After the early morning handover with the owner, we hit the shops to start buying homewares. We happened upon a great bargain on a TV at 25% off the regular price, and although it wasn’t the highest priority, it found its way to the register along with a fridge, washing machine, crockery set and a few other bits and pieces. When I went to pay for everything with my Australian credit card it came back rejected. Uh-oh! It turns out my credit card had been blocked after withdrawing cash from the ATM (which I never do) and in three transactions in order to get the amount we needed to pay our landlord that morning. We then had to reprioritise our purchases as I couldn’t pay for all of them with my Australian debit card either and mi novio had nothing left in his account. So we took the TV home as that was on sale for one day only and I wasn’t prepared to lose the COP$300,000 discount.

Despite the stretched daily finances, we went to another store where we bought an inflatable couch that flips into a mattress so we had something to sleep on. Realising that we hardly had any cash, I went to the ATM to withdraw enough to get us back to the hostel and then a taxi with all our bags to the apartment. I had insufficient funds. Slightly preoccupied, we went back to our new apartment, complete with big screen TV, and counted every last coin to come to a grand total of COP$14,000 (US$7.30). We needed COP$3,000 for the bus to the hostel, and then we only had COP$9,000 for the taxi back, which was going to be a stretch.

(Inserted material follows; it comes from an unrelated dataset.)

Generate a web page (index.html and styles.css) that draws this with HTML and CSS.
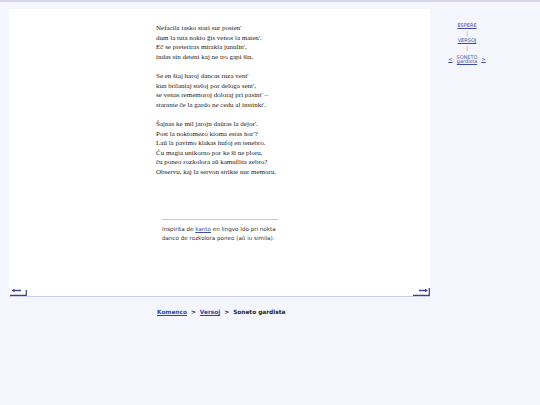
FILE: index.html
```html
<!DOCTYPE html>
<html>
<head>
<meta charset="utf-8">
<link rel="stylesheet" href="styles.css">
</head>
<body>
<div class="layout">
  <div class="panel">
    <div class="content">
      <div class="poem">
        <p>Nefacila tasko stari sur posten'<br>dum la tuta nokto ĝis venos la maten'.<br>Eĉ se preteriras mirakla junulin',<br>indas sin deteni kaj ne tro gapi ŝin.</p>
        <p>Se en ŝiaj haroj dancas ruza vent'<br>kun brilantaj steloj por deloga sent',<br>se venas rememoroj doloraj pri pasint' –<br>starante ĉe la gardo ne cedu al instinkt'.</p>
        <p>Ŝajnas ke mil jarojn daŭras la dejor'.<br>Post la noktomezo kioma estas hor'?<br>Laŭ la pavimo klakas hufoj en tenebro.<br>Ĉu magia unikorno por ke ŝi ne ploru,<br>ĉu poneo rozkolora aŭ kamuflita zebro?<br>Observu, kaj la servon strikte nur memoru.</p>
      </div>
      <div class="note">
        <hr class="rule">
        <p>Inspirita de <a href="#">kanto</a> en lingvo Ido pri nokta<br>danco de rozkolora poneo (aŭ iu simila).</p>
      </div>
    </div>
    <div class="pager">
      <svg class="arrow" width="17" height="9" viewBox="0 0 17 9"><path d="M3 3.5H11" stroke="#3b3f8e" stroke-width="1.4" fill="none"/><path d="M1.5 3.5L4.5 1.8V5.2Z" fill="#3b3f8e"/><path d="M0 8.3H16.3V3" stroke="#3b3f8e" stroke-width="1.2" fill="none"/></svg>
      <svg class="arrow" width="17" height="9" viewBox="0 0 17 9"><path d="M6 3.5H13" stroke="#3b3f8e" stroke-width="1.4" fill="none"/><path d="M15 3.5L12 1.8V5.2Z" fill="#3b3f8e"/><path d="M0 8.3H16.3V1" stroke="#3b3f8e" stroke-width="1.2" fill="none"/></svg>
    </div>
  </div>
  <nav class="side">
    <a href="#">ESPERE</a>
    <span class="bar">|</span>
    <a href="#">VERSOJ</a>
    <span class="bar">|</span>
    <div class="cur">
      <a href="#" class="step">&lt;</a>
      <span class="name">SONETO<br><a href="#">gardista</a></span>
      <a href="#" class="step">&gt;</a>
    </div>
  </nav>
</div>
<div class="crumbs"><a href="#">Komenco</a>&nbsp; &gt; &nbsp;<a href="#">Versoj</a>&nbsp; &gt; &nbsp;Soneto gardista</div>
</body>
</html>
```
FILE: styles.css
```css
html, body {
  margin: 0;
  padding: 0;
}
body {
  background: #f5f6fd;
  border-top: 2px solid #d3d6ee;
  min-height: 403px;
}
.layout {
  display: flex;
  align-items: flex-start;
  padding-top: 7px;
}
.panel {
  margin-left: 9px;
  width: 421px;
  height: 287px;
  background: #ffffff;
  border-bottom: 1px solid #c9cde6;
  display: flex;
  flex-direction: column;
  justify-content: space-between;
}
.content {
  padding: 15px 0 0 147px;
}
.poem {
  font-family: "Liberation Serif", serif;
  font-size: 7px;
  line-height: 9.6px;
  color: #1a1a1a;
}
.poem p {
  margin: 0 0 9.6px 0;
}
.note {
  margin: 41px 0 0 6px;
  width: 116px;
  font-family: "DejaVu Sans", sans-serif;
  font-size: 5.6px;
  line-height: 9px;
  color: #333;
  white-space: nowrap;
}
.rule {
  margin: 0 0 5px 0;
  border: 0;
  border-top: 1px solid #c8c8c8;
  height: 0;
}
.note p {
  margin: 0;
}
.note a {
  color: #3a4fb0;
}
.pager {
  display: flex;
  justify-content: space-between;
  padding: 0 0 0 1px;
  height: 9px;
}
.arrow {
  display: block;
}
.side {
  margin-left: 10px;
  width: 54px;
  padding-top: 14px;
  display: flex;
  flex-direction: column;
  align-items: center;
  font-family: "DejaVu Sans", sans-serif;
  font-size: 5px;
  line-height: 5px;
  color: #4a55a8;
}
.side a {
  color: #3a4aa8;
}
.bar {
  display: block;
  margin: 2.8px 0 2.6px;
  color: #6670b5;
}
.cur {
  display: flex;
  align-items: center;
  gap: 4px;
  margin-top: 1px;
}
.name {
  text-align: center;
  color: #5a64b0;
  line-height: 4.6px;
}
.crumbs {
  margin: 12px 0 0 157px;
  font-family: "DejaVu Sans", sans-serif;
  font-weight: bold;
  font-size: 5.8px;
  color: #222;
}
.crumbs a {
  color: #2d45a8;
}
```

We were also starving because we had hardly eaten all day.

First night in our apartment with just the essentials.
First night in our apartment with just the essentials.

I thought mi novio had a few thousand pesos in his account so I said we should go to the supermarket to get some food. Unfortunately his card was rejected. So I tried my credit card again. No go. I then handed over my debit card praying the purchase of COP$12,000 would go through, and it did. We had similar pure luck in flagging down a taxi and negotiating with the driver to peg the fare at all we had, COP$9,000. So rather than celebrating our first night in our own place in a grand style, we sat on our inflatable couch/bed in front of the TV on the floor eating bread rolls and sharing a bottle of Coca-Cola.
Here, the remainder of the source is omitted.